Revision as of 04:57, 21 September 2021

Antarian (wāk antarihas) is an independent branch of the Maverico-Casaterran family of languages, native to Antari and neighbouring regions in Vinya. Its sole surviving member, Antarian, is the native language of most Antarians and is co-official with Anglian in Antari. The family contains other extinct languages such as Marallic, Capeatic, Cadialic, and Meyianic. The language is also spoken by minorities in other Vinyan states, where it is mostly unrecognized.

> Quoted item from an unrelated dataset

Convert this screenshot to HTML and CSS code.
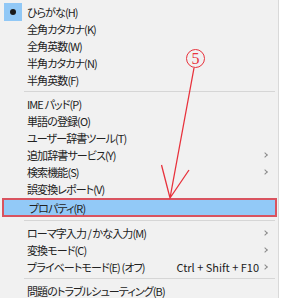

Antarian has the longest written tradition of any living Maverico-Casaterran language, having been attested more-or-less continuously for about 4,000 years on Antarian syllabary script and then the Alphabet, introduced in the 7th century BCE. Knowledge of the Antarian syllabary having gone extinct after the Alphabet's introduction, the script was rediscovered in 1784 but remained undeciphered due to its small corpus of limited subject matter. Anglian antiquarian Sir Edward Keen led the academic effort towards its decipherment in the 1890s and 1900s and conclusively demonstrated it as an archaic form of the Antarian language in 1910. It is often described as the sister to all other Maverico-Casaterran branches in view of its many archaic features.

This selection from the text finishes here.